(begin)

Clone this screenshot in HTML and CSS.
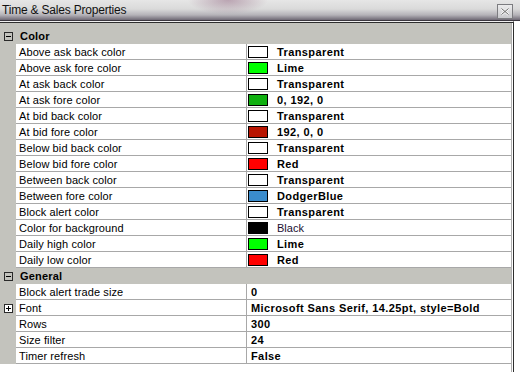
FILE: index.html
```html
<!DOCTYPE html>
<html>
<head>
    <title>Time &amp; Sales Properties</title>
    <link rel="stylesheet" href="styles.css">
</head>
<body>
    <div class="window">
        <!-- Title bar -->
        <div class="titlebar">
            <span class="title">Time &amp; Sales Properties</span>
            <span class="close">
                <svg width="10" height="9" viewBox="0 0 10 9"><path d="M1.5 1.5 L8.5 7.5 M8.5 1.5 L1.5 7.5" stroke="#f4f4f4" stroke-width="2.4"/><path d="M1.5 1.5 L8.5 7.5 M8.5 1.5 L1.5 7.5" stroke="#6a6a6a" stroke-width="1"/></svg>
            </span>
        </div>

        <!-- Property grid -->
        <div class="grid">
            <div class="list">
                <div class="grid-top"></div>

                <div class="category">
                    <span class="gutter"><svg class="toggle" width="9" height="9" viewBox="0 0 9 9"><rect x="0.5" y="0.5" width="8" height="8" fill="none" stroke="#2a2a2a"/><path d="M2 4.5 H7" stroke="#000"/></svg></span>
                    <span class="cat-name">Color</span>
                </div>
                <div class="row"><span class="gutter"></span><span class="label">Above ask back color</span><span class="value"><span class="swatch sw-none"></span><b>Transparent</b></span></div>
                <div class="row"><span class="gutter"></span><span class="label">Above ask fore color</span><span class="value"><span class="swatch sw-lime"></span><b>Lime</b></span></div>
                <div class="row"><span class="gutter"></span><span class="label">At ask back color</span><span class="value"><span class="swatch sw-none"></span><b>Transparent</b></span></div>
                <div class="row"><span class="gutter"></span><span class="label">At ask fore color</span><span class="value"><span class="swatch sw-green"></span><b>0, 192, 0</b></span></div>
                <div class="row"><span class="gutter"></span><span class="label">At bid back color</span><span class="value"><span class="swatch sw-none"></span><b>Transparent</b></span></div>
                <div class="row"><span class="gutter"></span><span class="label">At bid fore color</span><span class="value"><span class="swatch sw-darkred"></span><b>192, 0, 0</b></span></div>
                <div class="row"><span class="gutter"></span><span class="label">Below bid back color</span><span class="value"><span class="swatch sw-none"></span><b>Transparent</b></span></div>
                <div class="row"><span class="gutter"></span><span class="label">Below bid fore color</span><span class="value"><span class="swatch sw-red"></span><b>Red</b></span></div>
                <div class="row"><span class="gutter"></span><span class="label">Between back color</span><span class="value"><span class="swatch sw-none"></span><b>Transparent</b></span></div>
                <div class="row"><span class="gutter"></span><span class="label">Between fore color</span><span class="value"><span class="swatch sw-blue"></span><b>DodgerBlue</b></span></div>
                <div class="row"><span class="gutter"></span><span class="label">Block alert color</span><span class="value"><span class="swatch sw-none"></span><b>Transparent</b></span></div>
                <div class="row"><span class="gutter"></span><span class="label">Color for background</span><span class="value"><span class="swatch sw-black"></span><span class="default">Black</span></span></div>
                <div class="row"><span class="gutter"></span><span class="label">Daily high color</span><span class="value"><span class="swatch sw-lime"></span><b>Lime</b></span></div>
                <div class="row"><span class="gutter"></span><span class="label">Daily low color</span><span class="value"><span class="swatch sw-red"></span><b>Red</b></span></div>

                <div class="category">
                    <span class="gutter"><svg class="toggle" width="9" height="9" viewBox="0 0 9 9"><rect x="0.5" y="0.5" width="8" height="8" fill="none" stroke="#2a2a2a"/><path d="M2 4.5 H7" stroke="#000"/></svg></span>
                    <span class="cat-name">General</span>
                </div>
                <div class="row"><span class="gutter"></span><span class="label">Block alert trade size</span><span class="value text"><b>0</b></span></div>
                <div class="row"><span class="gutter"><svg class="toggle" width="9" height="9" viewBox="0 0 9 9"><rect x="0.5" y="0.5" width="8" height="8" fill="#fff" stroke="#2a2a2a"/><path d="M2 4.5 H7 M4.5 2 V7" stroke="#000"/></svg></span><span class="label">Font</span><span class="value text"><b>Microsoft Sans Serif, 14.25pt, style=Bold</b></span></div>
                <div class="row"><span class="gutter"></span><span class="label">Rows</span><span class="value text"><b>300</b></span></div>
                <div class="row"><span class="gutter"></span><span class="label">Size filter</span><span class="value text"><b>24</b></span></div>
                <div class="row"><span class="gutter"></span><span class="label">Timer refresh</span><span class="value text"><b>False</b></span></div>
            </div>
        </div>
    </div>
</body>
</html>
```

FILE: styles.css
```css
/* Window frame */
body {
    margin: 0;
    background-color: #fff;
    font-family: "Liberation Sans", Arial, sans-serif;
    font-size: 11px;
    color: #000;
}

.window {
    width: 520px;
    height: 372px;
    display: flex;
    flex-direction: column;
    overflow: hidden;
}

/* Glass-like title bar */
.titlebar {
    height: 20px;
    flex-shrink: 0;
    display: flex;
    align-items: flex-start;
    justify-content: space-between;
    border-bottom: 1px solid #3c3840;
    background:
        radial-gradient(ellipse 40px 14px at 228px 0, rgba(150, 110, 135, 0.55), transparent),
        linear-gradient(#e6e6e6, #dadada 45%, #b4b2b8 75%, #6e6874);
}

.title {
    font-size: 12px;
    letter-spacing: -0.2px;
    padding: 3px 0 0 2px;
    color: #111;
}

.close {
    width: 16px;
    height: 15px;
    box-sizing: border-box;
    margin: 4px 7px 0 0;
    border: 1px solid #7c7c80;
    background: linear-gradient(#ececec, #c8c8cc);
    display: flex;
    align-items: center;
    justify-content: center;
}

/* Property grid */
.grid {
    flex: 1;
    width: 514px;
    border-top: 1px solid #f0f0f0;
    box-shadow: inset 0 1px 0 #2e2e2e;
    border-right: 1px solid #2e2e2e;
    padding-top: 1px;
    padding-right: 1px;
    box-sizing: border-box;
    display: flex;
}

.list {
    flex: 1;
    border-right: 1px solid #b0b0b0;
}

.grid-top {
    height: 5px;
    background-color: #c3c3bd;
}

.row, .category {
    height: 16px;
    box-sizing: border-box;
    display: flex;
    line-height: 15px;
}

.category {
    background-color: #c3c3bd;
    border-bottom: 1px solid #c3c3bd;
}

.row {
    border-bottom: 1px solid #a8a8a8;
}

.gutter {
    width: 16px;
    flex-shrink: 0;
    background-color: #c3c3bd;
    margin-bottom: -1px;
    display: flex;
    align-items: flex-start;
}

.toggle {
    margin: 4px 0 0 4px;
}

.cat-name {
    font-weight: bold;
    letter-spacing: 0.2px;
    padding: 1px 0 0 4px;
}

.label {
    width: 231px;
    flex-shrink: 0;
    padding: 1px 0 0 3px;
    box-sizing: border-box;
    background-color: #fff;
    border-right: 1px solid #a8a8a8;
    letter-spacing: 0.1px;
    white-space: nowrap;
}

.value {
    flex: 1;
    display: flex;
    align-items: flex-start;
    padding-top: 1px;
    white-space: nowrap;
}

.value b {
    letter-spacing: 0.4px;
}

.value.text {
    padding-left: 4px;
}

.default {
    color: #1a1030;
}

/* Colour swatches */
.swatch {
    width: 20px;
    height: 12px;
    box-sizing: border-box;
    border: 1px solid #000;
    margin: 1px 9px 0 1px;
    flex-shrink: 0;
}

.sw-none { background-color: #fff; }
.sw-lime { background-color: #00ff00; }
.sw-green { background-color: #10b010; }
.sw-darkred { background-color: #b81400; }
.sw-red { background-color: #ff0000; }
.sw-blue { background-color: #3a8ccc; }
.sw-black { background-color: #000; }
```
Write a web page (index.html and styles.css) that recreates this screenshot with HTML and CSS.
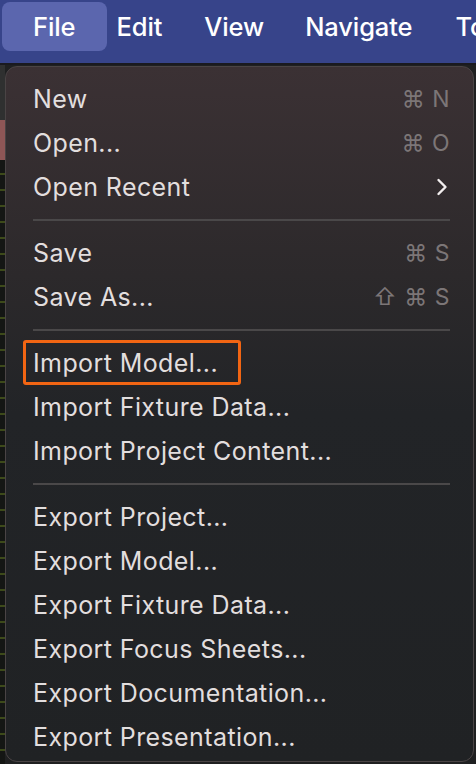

(end)

- Work instructions
In the copy, include no pictures; restate the listing above exactly.

- Reply
Clone this screenshot in HTML and CSS.
FILE: index.html
```html
<!DOCTYPE html>
<html>
<head>
    <title>Time &amp; Sales Properties</title>
    <link rel="stylesheet" href="styles.css">
</head>
<body>
    <div class="window">
        <!-- Title bar -->
        <div class="titlebar">
            <span class="title">Time &amp; Sales Properties</span>
            <span class="close">
                <svg width="10" height="9" viewBox="0 0 10 9"><path d="M1.5 1.5 L8.5 7.5 M8.5 1.5 L1.5 7.5" stroke="#f4f4f4" stroke-width="2.4"/><path d="M1.5 1.5 L8.5 7.5 M8.5 1.5 L1.5 7.5" stroke="#6a6a6a" stroke-width="1"/></svg>
            </span>
        </div>

        <!-- Property grid -->
        <div class="grid">
            <div class="list">
                <div class="grid-top"></div>

                <div class="category">
                    <span class="gutter"><svg class="toggle" width="9" height="9" viewBox="0 0 9 9"><rect x="0.5" y="0.5" width="8" height="8" fill="none" stroke="#2a2a2a"/><path d="M2 4.5 H7" stroke="#000"/></svg></span>
                    <span class="cat-name">Color</span>
                </div>
                <div class="row"><span class="gutter"></span><span class="label">Above ask back color</span><span class="value"><span class="swatch sw-none"></span><b>Transparent</b></span></div>
                <div class="row"><span class="gutter"></span><span class="label">Above ask fore color</span><span class="value"><span class="swatch sw-lime"></span><b>Lime</b></span></div>
                <div class="row"><span class="gutter"></span><span class="label">At ask back color</span><span class="value"><span class="swatch sw-none"></span><b>Transparent</b></span></div>
                <div class="row"><span class="gutter"></span><span class="label">At ask fore color</span><span class="value"><span class="swatch sw-green"></span><b>0, 192, 0</b></span></div>
                <div class="row"><span class="gutter"></span><span class="label">At bid back color</span><span class="value"><span class="swatch sw-none"></span><b>Transparent</b></span></div>
                <div class="row"><span class="gutter"></span><span class="label">At bid fore color</span><span class="value"><span class="swatch sw-darkred"></span><b>192, 0, 0</b></span></div>
                <div class="row"><span class="gutter"></span><span class="label">Below bid back color</span><span class="value"><span class="swatch sw-none"></span><b>Transparent</b></span></div>
                <div class="row"><span class="gutter"></span><span class="label">Below bid fore color</span><span class="value"><span class="swatch sw-red"></span><b>Red</b></span></div>
                <div class="row"><span class="gutter"></span><span class="label">Between back color</span><span class="value"><span class="swatch sw-none"></span><b>Transparent</b></span></div>
                <div class="row"><span class="gutter"></span><span class="label">Between fore color</span><span class="value"><span class="swatch sw-blue"></span><b>DodgerBlue</b></span></div>
                <div class="row"><span class="gutter"></span><span class="label">Block alert color</span><span class="value"><span class="swatch sw-none"></span><b>Transparent</b></span></div>
                <div class="row"><span class="gutter"></span><span class="label">Color for background</span><span class="value"><span class="swatch sw-black"></span><span class="default">Black</span></span></div>
                <div class="row"><span class="gutter"></span><span class="label">Daily high color</span><span class="value"><span class="swatch sw-lime"></span><b>Lime</b></span></div>
                <div class="row"><span class="gutter"></span><span class="label">Daily low color</span><span class="value"><span class="swatch sw-red"></span><b>Red</b></span></div>

                <div class="category">
                    <span class="gutter"><svg class="toggle" width="9" height="9" viewBox="0 0 9 9"><rect x="0.5" y="0.5" width="8" height="8" fill="none" stroke="#2a2a2a"/><path d="M2 4.5 H7" stroke="#000"/></svg></span>
                    <span class="cat-name">General</span>
                </div>
                <div class="row"><span class="gutter"></span><span class="label">Block alert trade size</span><span class="value text"><b>0</b></span></div>
                <div class="row"><span class="gutter"><svg class="toggle" width="9" height="9" viewBox="0 0 9 9"><rect x="0.5" y="0.5" width="8" height="8" fill="#fff" stroke="#2a2a2a"/><path d="M2 4.5 H7 M4.5 2 V7" stroke="#000"/></svg></span><span class="label">Font</span><span class="value text"><b>Microsoft Sans Serif, 14.25pt, style=Bold</b></span></div>
                <div class="row"><span class="gutter"></span><span class="label">Rows</span><span class="value text"><b>300</b></span></div>
                <div class="row"><span class="gutter"></span><span class="label">Size filter</span><span class="value text"><b>24</b></span></div>
                <div class="row"><span class="gutter"></span><span class="label">Timer refresh</span><span class="value text"><b>False</b></span></div>
            </div>
        </div>
    </div>
</body>
</html>
```

FILE: styles.css
```css
/* Window frame */
body {
    margin: 0;
    background-color: #fff;
    font-family: "Liberation Sans", Arial, sans-serif;
    font-size: 11px;
    color: #000;
}

.window {
    width: 520px;
    height: 372px;
    display: flex;
    flex-direction: column;
    overflow: hidden;
}

/* Glass-like title bar */
.titlebar {
    height: 20px;
    flex-shrink: 0;
    display: flex;
    align-items: flex-start;
    justify-content: space-between;
    border-bottom: 1px solid #3c3840;
    background:
        radial-gradient(ellipse 40px 14px at 228px 0, rgba(150, 110, 135, 0.55), transparent),
        linear-gradient(#e6e6e6, #dadada 45%, #b4b2b8 75%, #6e6874);
}

.title {
    font-size: 12px;
    letter-spacing: -0.2px;
    padding: 3px 0 0 2px;
    color: #111;
}

.close {
    width: 16px;
    height: 15px;
    box-sizing: border-box;
    margin: 4px 7px 0 0;
    border: 1px solid #7c7c80;
    background: linear-gradient(#ececec, #c8c8cc);
    display: flex;
    align-items: center;
    justify-content: center;
}

/* Property grid */
.grid {
    flex: 1;
    width: 514px;
    border-top: 1px solid #f0f0f0;
    box-shadow: inset 0 1px 0 #2e2e2e;
    border-right: 1px solid #2e2e2e;
    padding-top: 1px;
    padding-right: 1px;
    box-sizing: border-box;
    display: flex;
}

.list {
    flex: 1;
    border-right: 1px solid #b0b0b0;
}

.grid-top {
    height: 5px;
    background-color: #c3c3bd;
}

.row, .category {
    height: 16px;
    box-sizing: border-box;
    display: flex;
    line-height: 15px;
}

.category {
    background-color: #c3c3bd;
    border-bottom: 1px solid #c3c3bd;
}

.row {
    border-bottom: 1px solid #a8a8a8;
}

.gutter {
    width: 16px;
    flex-shrink: 0;
    background-color: #c3c3bd;
    margin-bottom: -1px;
    display: flex;
    align-items: flex-start;
}

.toggle {
    margin: 4px 0 0 4px;
}

.cat-name {
    font-weight: bold;
    letter-spacing: 0.2px;
    padding: 1px 0 0 4px;
}

.label {
    width: 231px;
    flex-shrink: 0;
    padding: 1px 0 0 3px;
    box-sizing: border-box;
    background-color: #fff;
    border-right: 1px solid #a8a8a8;
    letter-spacing: 0.1px;
    white-space: nowrap;
}

.value {
    flex: 1;
    display: flex;
    align-items: flex-start;
    padding-top: 1px;
    white-space: nowrap;
}

.value b {
    letter-spacing: 0.4px;
}

.value.text {
    padding-left: 4px;
}

.default {
    color: #1a1030;
}

/* Colour swatches */
.swatch {
    width: 20px;
    height: 12px;
    box-sizing: border-box;
    border: 1px solid #000;
    margin: 1px 9px 0 1px;
    flex-shrink: 0;
}

.sw-none { background-color: #fff; }
.sw-lime { background-color: #00ff00; }
.sw-green { background-color: #10b010; }
.sw-darkred { background-color: #b81400; }
.sw-red { background-color: #ff0000; }
.sw-blue { background-color: #3a8ccc; }
.sw-black { background-color: #000; }
```
Write a web page (index.html and styles.css) that recreates this screenshot with HTML and CSS.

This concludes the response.